**Task directions**:
The listing below begins with the first line you should copy; stop after the line containing "left-0 top-[2008px] w-[1016px]", and drop every picture.

►

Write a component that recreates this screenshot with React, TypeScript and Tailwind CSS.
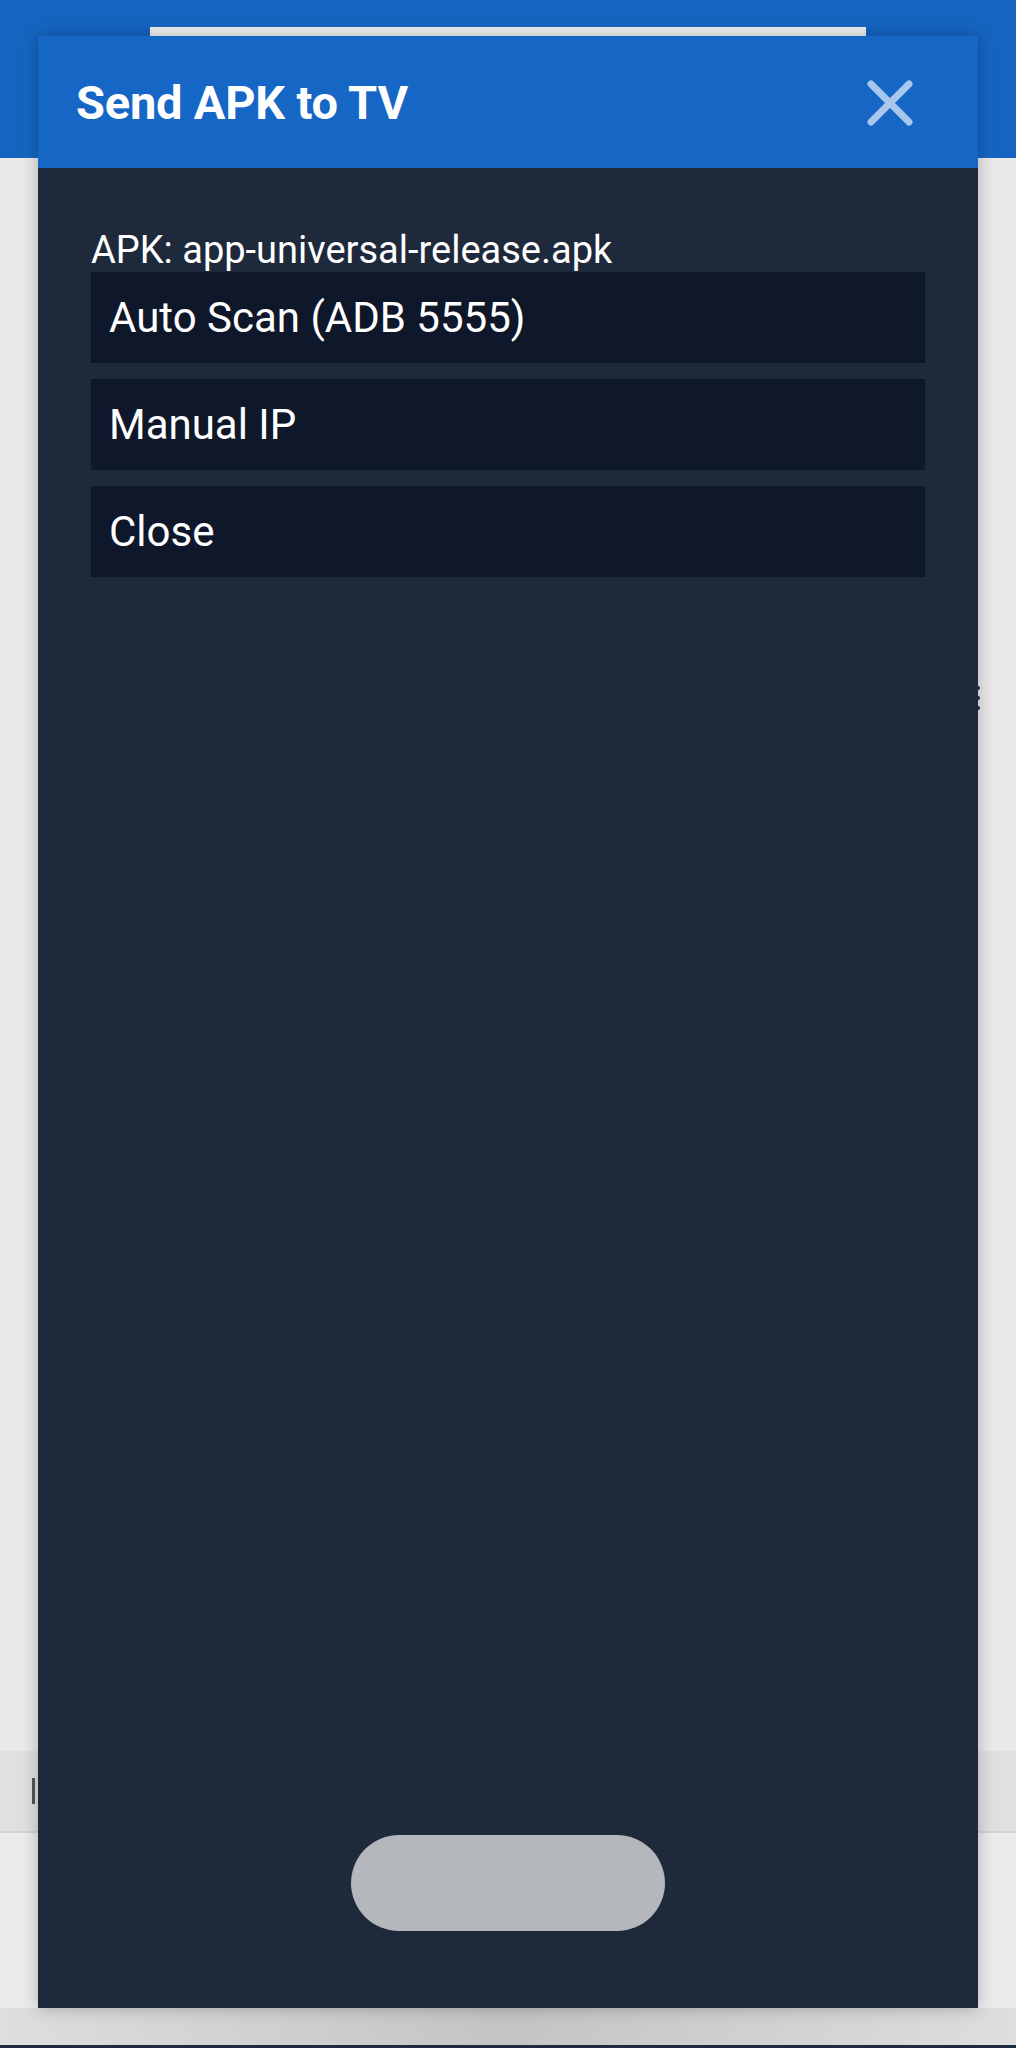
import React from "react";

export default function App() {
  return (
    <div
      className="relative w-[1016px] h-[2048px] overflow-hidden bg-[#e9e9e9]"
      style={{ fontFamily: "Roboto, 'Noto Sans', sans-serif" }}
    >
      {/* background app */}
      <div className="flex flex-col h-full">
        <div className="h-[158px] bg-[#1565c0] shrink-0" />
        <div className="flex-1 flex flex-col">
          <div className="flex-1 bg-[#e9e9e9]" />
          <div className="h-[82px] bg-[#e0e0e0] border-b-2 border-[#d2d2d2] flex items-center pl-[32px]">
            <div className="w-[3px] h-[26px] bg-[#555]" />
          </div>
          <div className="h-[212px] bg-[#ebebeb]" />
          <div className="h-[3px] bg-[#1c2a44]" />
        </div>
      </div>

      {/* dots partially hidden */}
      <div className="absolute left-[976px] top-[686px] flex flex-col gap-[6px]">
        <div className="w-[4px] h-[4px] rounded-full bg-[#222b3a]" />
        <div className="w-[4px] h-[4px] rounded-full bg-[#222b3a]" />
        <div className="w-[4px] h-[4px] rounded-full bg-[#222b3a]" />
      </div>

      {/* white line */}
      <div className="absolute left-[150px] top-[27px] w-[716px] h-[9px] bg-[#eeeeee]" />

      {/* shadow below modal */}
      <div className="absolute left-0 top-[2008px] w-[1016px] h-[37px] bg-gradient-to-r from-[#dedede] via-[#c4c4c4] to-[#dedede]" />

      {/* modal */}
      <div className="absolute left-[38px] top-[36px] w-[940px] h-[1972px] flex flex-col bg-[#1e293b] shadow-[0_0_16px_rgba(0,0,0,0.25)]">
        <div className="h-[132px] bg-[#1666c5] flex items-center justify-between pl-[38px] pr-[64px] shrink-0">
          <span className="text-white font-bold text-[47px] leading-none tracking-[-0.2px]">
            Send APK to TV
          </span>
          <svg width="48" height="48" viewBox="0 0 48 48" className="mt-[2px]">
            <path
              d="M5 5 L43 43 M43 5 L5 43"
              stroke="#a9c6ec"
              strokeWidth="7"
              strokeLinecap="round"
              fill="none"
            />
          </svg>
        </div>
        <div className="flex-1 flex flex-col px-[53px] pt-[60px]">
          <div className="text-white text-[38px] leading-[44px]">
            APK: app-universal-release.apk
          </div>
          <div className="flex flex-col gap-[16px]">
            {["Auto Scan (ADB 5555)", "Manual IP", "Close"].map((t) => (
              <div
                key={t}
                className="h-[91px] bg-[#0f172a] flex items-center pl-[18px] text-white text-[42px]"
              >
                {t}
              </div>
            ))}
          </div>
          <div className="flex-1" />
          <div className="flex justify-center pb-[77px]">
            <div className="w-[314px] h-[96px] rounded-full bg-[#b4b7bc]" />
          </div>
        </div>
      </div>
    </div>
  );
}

◄

**Answer to this problem**:
Write a component that recreates this screenshot with React, TypeScript and Tailwind CSS.
import React from "react";

export default function App() {
  return (
    <div
      className="relative w-[1016px] h-[2048px] overflow-hidden bg-[#e9e9e9]"
      style={{ fontFamily: "Roboto, 'Noto Sans', sans-serif" }}
    >
      {/* background app */}
      <div className="flex flex-col h-full">
        <div className="h-[158px] bg-[#1565c0] shrink-0" />
        <div className="flex-1 flex flex-col">
          <div className="flex-1 bg-[#e9e9e9]" />
          <div className="h-[82px] bg-[#e0e0e0] border-b-2 border-[#d2d2d2] flex items-center pl-[32px]">
            <div className="w-[3px] h-[26px] bg-[#555]" />
          </div>
          <div className="h-[212px] bg-[#ebebeb]" />
          <div className="h-[3px] bg-[#1c2a44]" />
        </div>
      </div>

      {/* dots partially hidden */}
      <div className="absolute left-[976px] top-[686px] flex flex-col gap-[6px]">
        <div className="w-[4px] h-[4px] rounded-full bg-[#222b3a]" />
        <div className="w-[4px] h-[4px] rounded-full bg-[#222b3a]" />
        <div className="w-[4px] h-[4px] rounded-full bg-[#222b3a]" />
      </div>

      {/* white line */}
      <div className="absolute left-[150px] top-[27px] w-[716px] h-[9px] bg-[#eeeeee]" />

      {/* shadow below modal */}
      <div className="absolute left-0 top-[2008px] w-[1016px] h-[37px] bg-gradient-to-r from-[#dedede] via-[#c4c4c4] to-[#dedede]" />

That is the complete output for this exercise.